DIRECTIONS
Count how many lines hold the string "screenshot". Answer with that number and nothing more.

DATA SECTION
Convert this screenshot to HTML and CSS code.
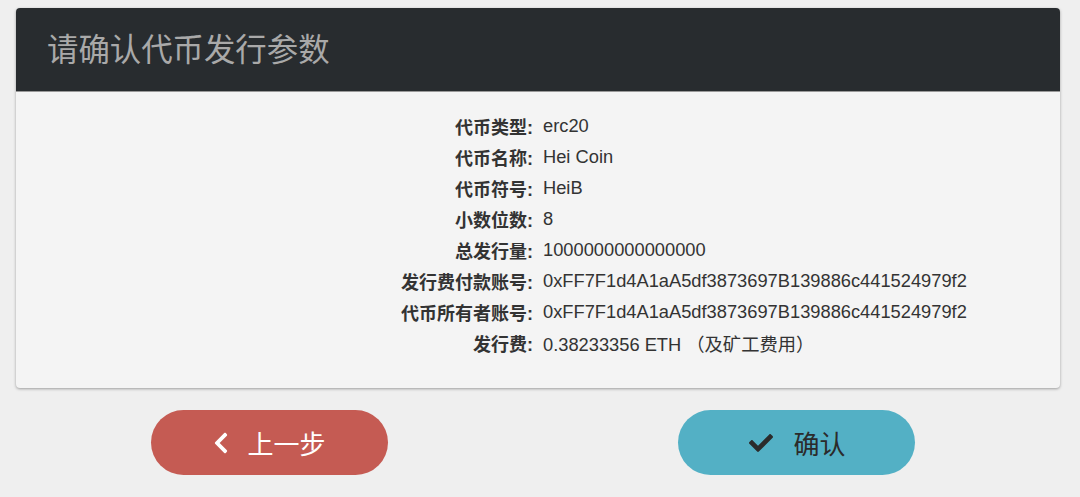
FILE: index.html
```html
<!DOCTYPE html>
<html lang="zh">
<head>
<meta charset="utf-8">
<link rel="stylesheet" href="styles.css">
</head>
<body>
<div class="card">
  <div class="card-header"><h1>请确认代币发行参数</h1></div>
  <div class="card-body">
    <div class="row"><span class="label">代币类型:</span><span class="value">erc20</span></div>
    <div class="row"><span class="label">代币名称:</span><span class="value">Hei Coin</span></div>
    <div class="row"><span class="label">代币符号:</span><span class="value">HeiB</span></div>
    <div class="row"><span class="label">小数位数:</span><span class="value">8</span></div>
    <div class="row"><span class="label">总发行量:</span><span class="value">1000000000000000</span></div>
    <div class="row"><span class="label">发行费付款账号:</span><span class="value">0xFF7F1d4A1aA5df3873697B139886c441524979f2</span></div>
    <div class="row"><span class="label">代币所有者账号:</span><span class="value">0xFF7F1d4A1aA5df3873697B139886c441524979f2</span></div>
    <div class="row"><span class="label">发行费:</span><span class="value">0.38233356 ETH （及矿工费用）</span></div>
  </div>
</div>
<div class="actions">
  <button class="btn btn-back">
    <svg class="icon" viewBox="0 0 320 512" width="16" height="24"><path fill="#fff" d="M34.52 239.03L228.87 44.69c9.37-9.37 24.57-9.37 33.94 0l22.67 22.67c9.36 9.36 9.37 24.52.04 33.9L131.49 256l154.02 154.75c9.34 9.38 9.32 24.54-.04 33.9l-22.67 22.67c-9.37 9.37-24.57 9.37-33.94 0L34.52 272.97c-9.37-9.37-9.37-24.57 0-33.94z"/></svg>
    <span>上一步</span>
  </button>
  <button class="btn btn-ok">
    <svg class="icon" viewBox="0 0 512 512" width="28" height="24"><path fill="#2b2b2b" d="M173.9 439.4L7.5 273c-10-10-10-26.2 0-36.2l36.2-36.2c10-10 26.2-10 36.2 0L192 312.7 432.1 72.6c10-10 26.2-10 36.2 0l36.2 36.2c10 10 10 26.2 0 36.2L210.1 439.4c-10 10-26.2 10-36.2 0z"/></svg>
    <span>确认</span>
  </button>
</div>
</body>
</html>
```
FILE: styles.css
```css
html, body {
  margin: 0;
  padding: 0;
  background: #efefef;
  font-family: "Liberation Sans", "Noto Sans CJK SC", sans-serif;
  color: #333;
}
body {
  padding: 8px 20px 0 16px;
  width: 1080px;
  box-sizing: border-box;
}
.card {
  width: 1044px;
  background: #f4f4f4;
  border-radius: 4px;
  box-shadow: 0 1px 3px rgba(0,0,0,0.35);
  overflow: hidden;
}
.card-header {
  background: #282c2f;
  height: 84px;
  display: flex;
  align-items: center;
  padding-left: 31px;
  border-bottom: 1px solid #999;
  box-sizing: border-box;
}
.card-header h1 {
  margin: 0;
  font-size: 31.4px;
  font-weight: normal;
  color: #a9a9a9;
  font-family: "Noto Sans CJK SC", sans-serif;
  line-height: 1;
  padding-bottom: 4px;
}
.card-body {
  padding: 18px 0 30px;
}
.row {
  display: flex;
  height: 31px;
  align-items: center;
  font-size: 18px;
}
.label {
  width: 50%;
  text-align: right;
  padding-right: 5px;
  box-sizing: border-box;
  font-weight: bold;
  color: #333;
}
.value {
  width: 50%;
  padding-left: 5px;
  box-sizing: border-box;
  color: #333;
  font-size: 18.3px;
}
.actions {
  display: flex;
  padding-top: 22px;
}
.btn {
  width: 237px;
  height: 65px;
  border: none;
  border-radius: 33px;
  display: flex;
  align-items: center;
  justify-content: center;
  font-family: "Noto Sans CJK SC", sans-serif;
  font-size: 26px;
  cursor: pointer;
}
.btn-back {
  margin-left: 135px;
  background: #c55b53;
  color: #fff;
  gap: 18px;
}
.btn-ok {
  margin-left: 290px;
  background: #53b0c5;
  color: #2b2b2b;
  gap: 18px;
}
.icon {
  display: block;
}
```
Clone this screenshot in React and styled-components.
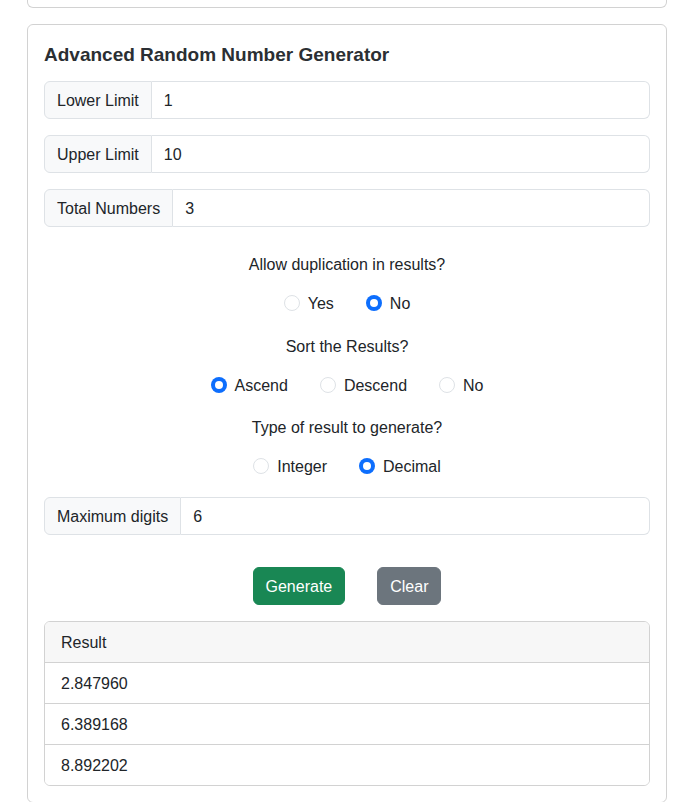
import React, { useState } from "react";
import styled, { createGlobalStyle } from "styled-components";

const Global = createGlobalStyle`
  * { box-sizing: border-box; }
  html, body { margin: 0; padding: 0; background: #fff; }
  body {
    font-family: "Liberation Sans", Arial, sans-serif;
    font-size: 16px;
    line-height: 1.5;
    color: #212529;
  }
`;

const Page = styled.div`
  padding-left: 27px;
  width: 667px;
`;

const CardTail = styled.div`
  height: 8px;
  border: 1px solid rgba(0, 0, 0, 0.175);
  border-top: none;
  border-radius: 0 0 6px 6px;
  margin-bottom: 16px;
`;

const Card = styled.div`
  border: 1px solid rgba(0, 0, 0, 0.175);
  border-radius: 6px;
  padding: 16px;
`;

const Title = styled.h5`
  margin: 0 0 14px;
  padding-top: 2px;
  font-size: 19px;
  font-weight: 700;
  line-height: 24px;
  color: #2b2f33;
`;

const InputGroup = styled.div`
  display: flex;
  height: 38px;
  margin-bottom: ${(p) => p.$mb ?? 16}px;
`;

const Addon = styled.span`
  display: flex;
  align-items: center;
  padding: 7px 12px 5px;
  background: #f8f9fa;
  border: 1px solid #dee2e6;
  border-radius: 6px 0 0 6px;
  white-space: nowrap;
`;

const Input = styled.input`
  flex: 1;
  min-width: 0;
  padding: 7px 12px 5px;
  font: inherit;
  color: #212529;
  border: 1px solid #dee2e6;
  border-left: none;
  border-radius: 0 6px 6px 0;
  outline: none;
  background: #fff;
`;

const Options = styled.div`
  margin-top: 25px;
`;

const Question = styled.p`
  margin: 0 0 14px;
  text-align: center;
  line-height: 24px;
  padding-top: 1px;
`;

const RadioRow = styled.div`
  display: flex;
  justify-content: center;
  gap: 32px;
  height: 24px;
  margin-bottom: 18.5px;
`;

const RadioLabel = styled.label`
  display: flex;
  align-items: center;
  gap: 8px;
  height: 24px;
  cursor: pointer;
`;

const RadioText = styled.span`
  position: relative;
  top: 1px;
`;

const Circle = styled.span`
  width: 16px;
  height: 16px;
  border-radius: 50%;
  flex: none;
  border: ${(p) => (p.$on ? "none" : "1px solid #dee2e6")};
  background: ${(p) => (p.$on ? "#0d6efd" : "#fff")};
  display: flex;
  align-items: center;
  justify-content: center;
  &::after {
    content: "";
    display: ${(p) => (p.$on ? "block" : "none")};
    width: 8px;
    height: 8px;
    border-radius: 50%;
    background: #fff;
  }
`;

const Buttons = styled.div`
  display: flex;
  justify-content: center;
  gap: 32px;
  margin: 32px 0 16px;
`;

const Button = styled.button`
  height: 38px;
  padding: 7px 12px 5px;
  font: inherit;
  color: #fff;
  border: 1px solid ${(p) => p.$bg};
  background: ${(p) => p.$bg};
  border-radius: 6px;
  cursor: pointer;
`;

const List = styled.div`
  border: 1px solid rgba(0, 0, 0, 0.175);
  border-radius: 6px;
  overflow: hidden;
`;

const ListItem = styled.div`
  padding: 9px 16px 7px;
  line-height: 24px;
  background: ${(p) => (p.$head ? "#f7f7f7" : "#fff")};
  & + & {
    border-top: 1px solid rgba(0, 0, 0, 0.175);
  }
`;

function Radio({ on, label, onClick }) {
  return (
    <RadioLabel onClick={onClick}>
      <Circle $on={on} />
      <RadioText>{label}</RadioText>
    </RadioLabel>
  );
}

function RadioQuestion({ q, opts, value, set }) {
  return (
    <>
      <Question>{q}</Question>
      <RadioRow>
        {opts.map((o) => (
          <Radio key={o} label={o} on={value === o} onClick={() => set(o)} />
        ))}
      </RadioRow>
    </>
  );
}

export default function App() {
  const [dup, setDup] = useState("No");
  const [sort, setSort] = useState("Ascend");
  const [type, setType] = useState("Decimal");
  const results = ["2.847960", "6.389168", "8.892202"];
  return (
    <>
      <Global />
      <Page>
        <CardTail />
        <Card>
          <Title>Advanced Random Number Generator</Title>
          <InputGroup>
            <Addon>Lower Limit</Addon>
            <Input defaultValue="1" />
          </InputGroup>
          <InputGroup>
            <Addon>Upper Limit</Addon>
            <Input defaultValue="10" />
          </InputGroup>
          <InputGroup $mb={0}>
            <Addon>Total Numbers</Addon>
            <Input defaultValue="3" />
          </InputGroup>
          <Options>
            <RadioQuestion q="Allow duplication in results?" opts={["Yes", "No"]} value={dup} set={setDup} />
            <RadioQuestion q="Sort the Results?" opts={["Ascend", "Descend", "No"]} value={sort} set={setSort} />
            <RadioQuestion q="Type of result to generate?" opts={["Integer", "Decimal"]} value={type} set={setType} />
          </Options>
          <InputGroup $mb={0}>
            <Addon>Maximum digits</Addon>
            <Input defaultValue="6" />
          </InputGroup>
          <Buttons>
            <Button $bg="#198754">Generate</Button>
            <Button $bg="#6c757d">Clear</Button>
          </Buttons>
          <List>
            <ListItem $head>Result</ListItem>
            {results.map((r) => (
              <ListItem key={r}>{r}</ListItem>
            ))}
          </List>
        </Card>
      </Page>
    </>
  );
}
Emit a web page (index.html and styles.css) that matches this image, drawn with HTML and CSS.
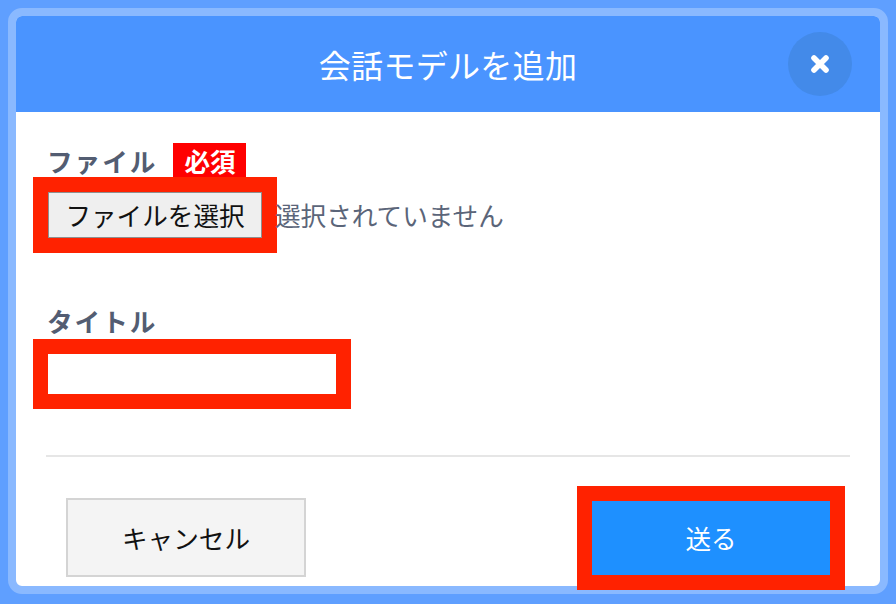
FILE: index.html
```html
<!DOCTYPE html>
<html lang="ja">
<head>
<meta charset="utf-8">
<title>会話モデルを追加</title>
<link rel="stylesheet" href="styles.css">
</head>
<body>
<div class="modal">
  <header class="modal-header">
    <span class="spacer"></span>
    <h1 class="modal-title">会話モデルを追加</h1>
    <button class="close-btn" aria-label="閉じる">
      <svg width="20" height="20" viewBox="0 0 20 20" aria-hidden="true">
        <path d="M4 4 L16 16 M16 4 L4 16" stroke="#fff" stroke-width="5.6" stroke-linecap="round" fill="none"/>
      </svg>
    </button>
  </header>
  <div class="modal-body">
    <div class="label-row">
      <span class="label">ファイル</span>
      <span class="badge">必須</span>
    </div>
    <div class="file-row">
      <button class="file-btn annotated">ファイルを選択</button>
      <span class="file-status">選択されていません</span>
    </div>
    <div class="label-row label-row-title">
      <span class="label">タイトル</span>
    </div>
    <input class="text-input annotated" type="text">
    <div class="divider"></div>
    <div class="footer">
      <button class="btn btn-cancel">キャンセル</button>
      <button class="btn btn-send annotated">送る</button>
    </div>
  </div>
</div>
</body>
</html>
```

FILE: styles.css
```css
* {
  box-sizing: border-box;
}

html, body {
  margin: 0;
  padding: 0;
}

body {
  width: 896px;
  height: 604px;
  background: #5f9fff;
  padding: 8px;
  font-family: "Noto Sans CJK JP", "Noto Sans", sans-serif;
  overflow: hidden;
}

.modal {
  width: 880px;
  height: 586px;
  border: 8px solid #8ab9ff;
  border-radius: 14px;
  background: #ffffff;
  display: flex;
  flex-direction: column;
}

.modal-header {
  height: 96px;
  flex: none;
  background: #4a94ff;
  border-radius: 6px 6px 0 0;
  display: grid;
  grid-template-columns: 1fr auto 1fr;
  align-items: center;
}

.modal-title {
  margin: 0;
  font-size: 32px;
  font-weight: 400;
  color: #ffffff;
  line-height: 1;
  letter-spacing: 0.3px;
}

.close-btn {
  justify-self: end;
  margin-right: 28px;
  width: 64px;
  height: 64px;
  border: none;
  border-radius: 50%;
  background: #438ae9;
  padding: 0;
  display: flex;
  align-items: center;
  justify-content: center;
}

.close-btn svg {
  display: block;
}

.modal-body {
  flex: 1;
  padding: 31px 30px 0 30px;
  display: flex;
  flex-direction: column;
}

.label-row {
  display: flex;
  align-items: center;
  height: 36px;
  gap: 16px;
}

.label-row-title {
  margin-top: 65px;
}

.label {
  font-size: 25.6px;
  font-weight: 700;
  color: #535d72;
  line-height: 36px;
  padding-left: 1px;
  letter-spacing: 2px;
}

.badge {
  height: 36px;
  line-height: 36px;
  padding: 0 10px 0 11px;
  background: #ff0000;
  color: #ffffff;
  font-size: 25.6px;
  font-weight: 700;
}

.annotated {
  outline: 15px solid #ff2200;
}

.file-row {
  margin-top: 13px;
  display: flex;
  align-items: center;
}

.file-btn {
  margin-left: 2px;
  width: 214px;
  height: 46px;
  padding: 0;
  background: #efefef;
  border: 1px solid #8f8f8f;
  border-radius: 0;
  font-family: inherit;
  font-size: 25.6px;
  color: #111111;
  line-height: 1;
}

.file-status {
  margin-left: 13px;
  font-size: 25.6px;
  color: #5b6579;
  line-height: 1;
}

.text-input {
  margin-top: 15px;
  margin-left: 2px;
  width: 288px;
  height: 40px;
  border: none;
  border-radius: 0;
  background: #ffffff;
  padding: 0 8px;
  font-family: inherit;
  font-size: 20px;
}

.divider {
  margin-top: 61px;
  height: 2px;
  background: #e6e6e6;
  flex: none;
}

.footer {
  margin-top: 41px;
  height: 79px;
  padding: 0 20px;
  display: flex;
  align-items: center;
  justify-content: space-between;
}

.btn {
  font-family: inherit;
  font-size: 25.6px;
  line-height: 1;
  padding: 0;
  border-radius: 0;
}

.btn-cancel {
  width: 240px;
  height: 79px;
  background: #f4f4f4;
  border: 2px solid #d4d4d4;
  color: #111111;
}

.btn-send {
  width: 238px;
  height: 74px;
  background: #1e90ff;
  border: none;
  color: #ffffff;
}
```
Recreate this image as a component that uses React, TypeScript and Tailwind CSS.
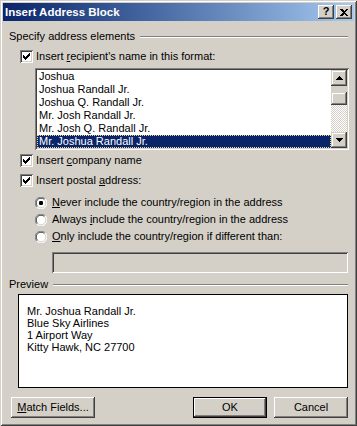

RESPONSE TO THE EXERCISE
2